Prof Muzakkir: Kejagung Telah Melenceng, Tidak Ada Permufakatan Jahat
dugaan permufakatan jahat yang terus dikumandangkan Jaksa Agung, sudah seharusnya tidak diteruskan
Penulis: Johnson Simanjuntak
TRIBUNNEWS.COM, JAKARTA - Tuduhan adanya permufakatan jahat dalam kaitan kasus yang dikenal dengan sebutan “Papa Minta Saham” sesungguhnya tidak berdasar dan tidak benar.
Sebab dalam pertemuan tiga tokoh yaitu Setya Novanto, Maroef Sjamsoeddin, dan pengusaha Riza Chalid, tidak ada kesepakatan (deal) yang terjadi.
"Sewaktu masalah itu ramai diperbincangkan saja, unsur permufakatan jahatnya tidak ada karena tidak ada deal, apalagi sekarang, mereka sudah tidak menjabat lagi, tidak mungkin lagi melakukan permufakatan jahat. Jika kasus ini diteruskan, Kejagung telah melenceng dari penegakan hukum," ujar ahli hukum pidana Prof Dr. Muzakkir, ketika dimintai tanggapannya, Jumat (12/2/2016).
Guru besar Fakultas Hukum Universitas Hasanuddin Makassar ini lebih lanjut mempertanyakan mengapa Kejagung ngotot melanjutkan penyelidikan kasus yang sebenarnya tidak memenuhi unsur pidana itu.
"Kenapa dan ada apa ini Jaksa Agung begitu bersemangat? Langkah meneruskan kasus yang usang ini menimbulkan pertanyaan publik. Sementara kasus yang sudah lengkap dan siang disidangkan atau P-21 (kasus Abraham Samad, Bambang Widjojanto) dan Novel Baswedan malah mau dihentikan," katanya.
Dijelaskan Muzakkir, dugaan permufakatan jahat yang terus dikumandangkan Jaksa Agung, sudah seharusnya tidak diteruskan, karena Setya Novanto sudah tidak menjabat Ketua DPR.

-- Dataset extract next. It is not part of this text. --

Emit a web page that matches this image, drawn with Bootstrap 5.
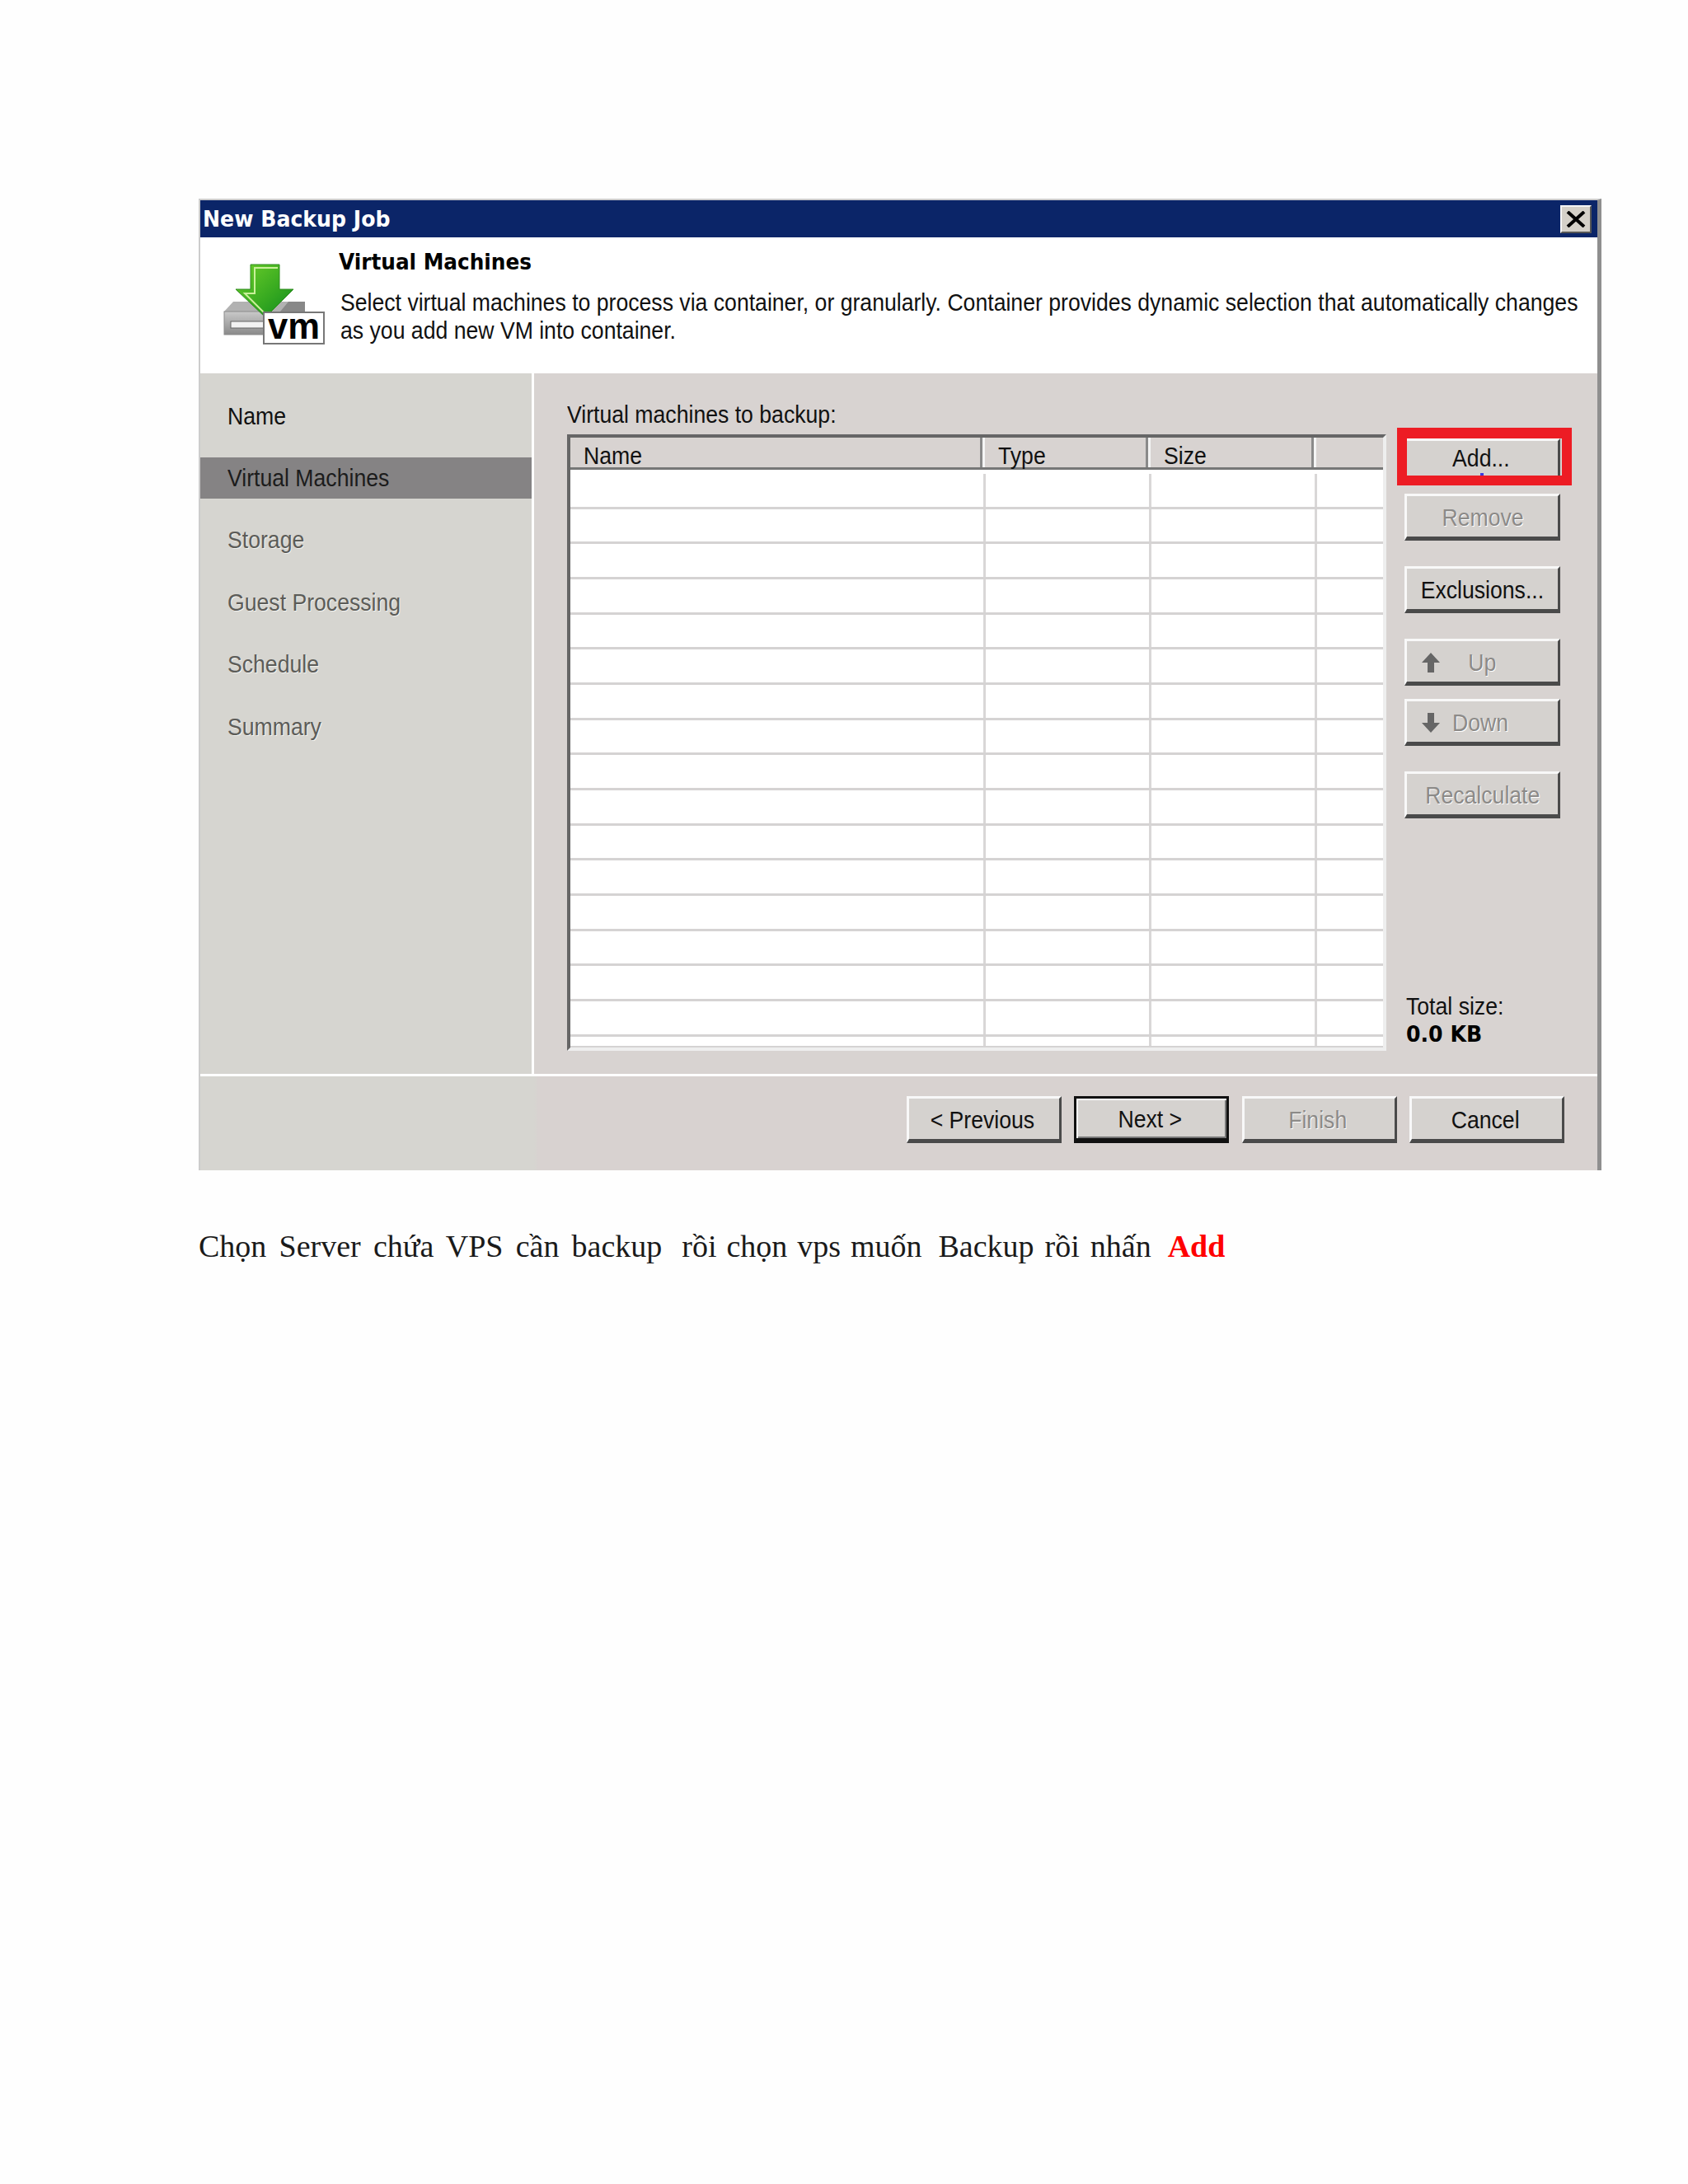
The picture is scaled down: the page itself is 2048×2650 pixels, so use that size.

Begitu juga Maroef Sjamsoeddin sudah mundur dari posisinya sebagai Presiden Direktur PT Freeport.
"Permufakatan jahat apa yang bisa mereka lakukan?" katanya.
Hanya Cari Panggung
Ketika ditanya mengapa begitu ngototnya Jaksa Agung, Prof Muzakkir menilai, bisa saja Jaksa Agung sedang mencari panggung dengan terus meminta keterangan Novanto.
Menurut Muzakkir, langkah Kejagung meneruskan kasus ini keliru dan melenceng dari kaidah penegakkan hukum.
"Sekali melenceng dalam proses penegakkan hukum, maka sesungguhnya Jaksa Agung tidak boleh lagi menjadi penegak hukum. Dia harus berhenti," ujarnya.
Jadi, dalam reshuffle nanti Jaksa agung HM Prasetyo harus diganti? Muzakkir mengiyakan.
"Presiden Jokowi harus mencari sosok Jaksa Agung yang kredibel, punya kemampuan, dan independen, tidak berpihak pada kepentingan partai tertentu," ujarnya.